> _INSTRUCTION_
From the first line of the listing below to the line with "React.ReactNode; hint?: string;", print each line exactly, and nothing more. Leave out the pictures.

--*--

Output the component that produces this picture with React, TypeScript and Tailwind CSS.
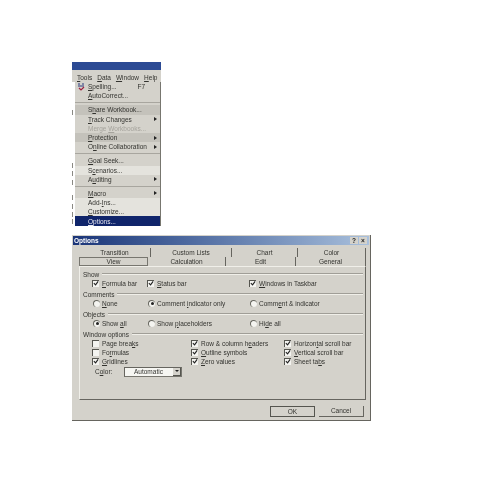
import React from 'react';

type MenuRow = { label: React.ReactNode; hint?: string; arrow?: boolean; tone?: string; sep?: boolean };

const menuRows: MenuRow[] = [
  { label: <><u>S</u>pelling...</>, hint: 'F7' },
  { label: <><u>A</u>utoCorrect...</> },
  { label: <>S<u>h</u>are Workbook...</>, sep: true, tone: 'bg-[#c4c2bb]' },
  { label: <><u>T</u>rack Changes</>, arrow: true },
  { label: <>Merge <u>W</u>orkbooks...</>, tone: 'text-[#a5a39c]' },
  { label: <><u>P</u>rotection</>, arrow: true, tone: 'bg-[#c4c2bb]' },
  { label: <>O<u>n</u>line Collaboration</>, arrow: true },
  { label: <><u>G</u>oal Seek...</>, sep: true },
  { label: <>S<u>c</u>enarios...</>, tone: 'bg-[#e4e3dd]' },
  { label: <>A<u>u</u>diting</>, arrow: true },
  { label: <><u>M</u>acro</>, arrow: true, sep: true },
  { label: <>Add-<u>I</u>ns...</>, tone: 'bg-[#e4e3dd]' },
  { label: <><u>C</u>ustomize...</>, tone: 'bg-[#e4e3dd]' },
  { label: <><u>O</u>ptions...</>, tone: 'bg-[#10256b] text-[#e8e8f0]' },
];

// bits of the worksheet's first column that show left of the dropdown
const sheetSpecks = ['mt-[28px]', 'mt-[48px]', 'mt-[3px]', 'mt-[4px]', 'mt-[10px]', 'mt-[4px]', 'mt-[3px]', 'mt-[2px]'];

const Check = ({ on = true }: { on?: boolean }) => (
  <span className="flex h-[7px] w-[7px] shrink-0 items-center justify-center border-t border-l border-[#55554f] bg-[#f4f4f0]">
    {on && (
      <svg viewBox="0 0 7 7" className="h-[7px] w-[7px]">
        <path d="M1 3l2 2 3-4" fill="none" stroke="#222" strokeWidth="1.3" />
      </svg>
    )}
  </span>
);

const Radio = ({ on = false }: { on?: boolean }) => (
  <span className="flex h-[7px] w-[7px] shrink-0 items-center justify-center rounded-full border-t border-l border-[#66665f] bg-[#f4f4f0]">
    {on && <span className="h-[3px] w-[3px] rounded-full bg-[#222]" />}
  </span>
);

const CheckOpt = ({ children, on = true }: { children: React.ReactNode; on?: boolean }) => (
  <div className="flex h-[9px] items-center gap-[3px] whitespace-nowrap">
    <Check on={on} />
    <span>{children}</span>
  </div>
);

const RadioOpt = ({ children, on = false }: { children: React.ReactNode; on?: boolean }) => (
  <div className="flex h-[9px] items-center gap-[2px] whitespace-nowrap">
    <Radio on={on} />
    <span>{children}</span>
  </div>
);

const Group = ({ title, children }: { title: string; children: React.ReactNode }) => (
  <div>
    <div className="flex h-[9px] items-center gap-[3px]">
      <span className="whitespace-nowrap">{title}</span>
      <span className="h-[2px] flex-1 border-y border-t-[#a09e97] border-b-[#f0efe9]" />
    </div>
    {children}
  </div>
);

const Tab = ({ width, children, selected }: { width: string; children: string; selected?: boolean }) => (
  <div className={`flex h-[9px] items-center justify-center border-r border-[#66655f] ${width} ${selected ? 'border border-[#77766f]' : ''}`}>
    {children}
  </div>
);

export default function App() {
  return (
    <div className="h-[495px] w-[495px] overflow-hidden bg-white pl-[72px] pt-[62px] font-['Liberation_Sans',sans-serif] text-[6.5px] leading-[9px] text-[#33332f] blur-[0.25px]">
      {/* Excel Tools menu */}
      <div className="w-[89px]">
        <div className="h-[8px] bg-[#2c4a94]" />
        <div className="flex h-[12px] items-center gap-[5px] bg-[#d4d2cb] pl-[5px] pt-[2px]">
          <span><u>T</u>ools</span>
          <span><u>D</u>ata</span>
          <span><u>W</u>indow</span>
          <span><u>H</u>elp</span>
        </div>
        <div className="flex">
          <div className="flex w-[3px] flex-col">
            {sheetSpecks.map((mt, i) => (
              <span key={i} className={`h-[5px] w-[2px] border-l border-[#8a8983] ${mt}`} />
            ))}
          </div>
          <div className="relative flex-1 border-r border-[#77766f] bg-[#d4d2cb]">
            <svg viewBox="0 0 8 8" className="absolute left-[2px] top-[1px] h-[8px] w-[8px]">
              <path d="M1 1h2M5 1h2M1 3h6" stroke="#2a3a80" strokeWidth="1" />
              <path d="M2 5l2 2 3-3" fill="none" stroke="#a02040" strokeWidth="1.2" />
            </svg>
            {menuRows.map((row, i) => (
              <React.Fragment key={i}>
                {row.sep && (
                  <div className="flex h-[5px] items-center">
                    <div className="h-px w-full bg-[#a8a69f]" />
                  </div>
                )}
                <div className={`flex h-[9.2px] items-center pl-[13px] pr-[3px] ${row.tone ?? ''}`}>
                  <span className="flex-1 whitespace-nowrap">{row.label}</span>
                  {row.hint && <span className="mr-[12px]">{row.hint}</span>}
                  {row.arrow && <span className="h-0 w-0 border-y-[2px] border-l-[3px] border-y-transparent border-l-[#222]" />}
                </div>
              </React.Fragment>
            ))}
          </div>
        </div>
      </div>

      {/* Options dialog */}
      <div className="mt-[9px] flex h-[186px] w-[299px] flex-col border-r border-b border-[#66655f] bg-[#d4d2cb] p-px">
        <div className="flex h-[9px] items-center justify-between bg-gradient-to-r from-[#1b3578] to-[#a9c0dc] pl-[1px] pr-[2px] font-bold text-white">
          <span>Options</span>
          <div className="flex gap-px text-[#222]">
            <span className="flex h-[7px] w-[8px] items-center justify-center bg-[#d4d2cb]">?</span>
            <span className="flex h-[7px] w-[8px] items-center justify-center bg-[#d4d2cb]">×</span>
          </div>
        </div>

        <div className="ml-[6px] mt-[3px] w-[287px]">
          <div className="flex">
            <Tab width="w-[72px]">Transition</Tab>
            <Tab width="w-[81px]">Custom Lists</Tab>
            <Tab width="w-[66px]">Chart</Tab>
            <Tab width="w-[68px]">Color</Tab>
          </div>
          <div className="flex">
            <Tab width="w-[69px]" selected>View</Tab>
            <Tab width="w-[78px]">Calculation</Tab>
            <Tab width="w-[70px]">Edit</Tab>
            <Tab width="w-[70px]">General</Tab>
          </div>
          <div className="flex h-[134px] flex-col gap-[2px] border border-t-[#f0efe9] border-l-[#f0efe9] border-r-[#66655f] border-b-[#66655f] pl-[3px] pr-[2px] pt-[3px]">
            <Group title="Show">
              <div className="grid grid-cols-[55px_102px_1fr] pl-[9px]">
                <CheckOpt><u>F</u>ormula bar</CheckOpt>
                <CheckOpt><u>S</u>tatus bar</CheckOpt>
                <CheckOpt><u>W</u>indows in Taskbar</CheckOpt>
              </div>
            </Group>
            <Group title="Comments">
              <div className="grid grid-cols-[55px_102px_1fr] pl-[10px]">
                <RadioOpt><u>N</u>one</RadioOpt>
                <RadioOpt on>Comment <u>i</u>ndicator only</RadioOpt>
                <RadioOpt>Comm<u>e</u>nt &amp; indicator</RadioOpt>
              </div>
            </Group>
            <Group title="Objects">
              <div className="grid grid-cols-[55px_102px_1fr] pl-[10px]">
                <RadioOpt on>Show <u>a</u>ll</RadioOpt>
                <RadioOpt>Show <u>p</u>laceholders</RadioOpt>
                <RadioOpt>Hi<u>d</u>e all</RadioOpt>
              </div>
            </Group>
            <Group title="Window options">
              <div className="grid grid-cols-[99px_93px_1fr] pl-[9px]">
                <CheckOpt on={false}>Page brea<u>k</u>s</CheckOpt>
                <CheckOpt>Row &amp; column h<u>e</u>aders</CheckOpt>
                <CheckOpt>Horizon<u>t</u>al scroll bar</CheckOpt>
                <CheckOpt on={false}>Fo<u>r</u>mulas</CheckOpt>
                <CheckOpt><u>O</u>utline symbols</CheckOpt>
                <CheckOpt><u>V</u>ertical scroll bar</CheckOpt>
                <CheckOpt><u>G</u>ridlines</CheckOpt>
                <CheckOpt><u>Z</u>ero values</CheckOpt>
                <CheckOpt>Sheet ta<u>b</u>s</CheckOpt>
              </div>
              <div className="mt-[1px] flex h-[10px] items-center pl-[12px]">
                <span className="w-[29px]">C<u>o</u>lor:</span>
                <div className="flex h-[10px] w-[58px] items-center justify-between border border-t-[#66655f] border-l-[#66655f] border-r-[#77766f] border-b-[#77766f] bg-[#f6f6f2] pl-[9px]">
                  <span>Automatic</span>
                  <span className="flex h-[8px] w-[8px] items-center justify-center border-r border-b border-[#55554f] bg-[#d4d2cb]">
                    <span className="h-0 w-0 border-x-[2px] border-t-[2px] border-x-transparent border-t-[#222]" />
                  </span>
                </div>
              </div>
            </Group>
          </div>
        </div>

        <div className="mr-[5px] mt-[6px] flex justify-end gap-[4px]">
          <div className="flex h-[11px] w-[45px] items-center justify-center border border-[#55554f] bg-[#d4d2cb]">OK</div>
          <div className="flex h-[11px] w-[45px] items-center justify-center border-r border-b border-r-[#66655f] border-b-[#66655f] bg-[#d4d2cb]">Cancel</div>
        </div>
      </div>
    </div>
  );
}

--*--

> _OUTPUT_
Output the component that produces this picture with React, TypeScript and Tailwind CSS.
import React from 'react';

type MenuRow = { label: React.ReactNode; hint?: string; arrow?: boolean; tone?: string; sep?: boolean };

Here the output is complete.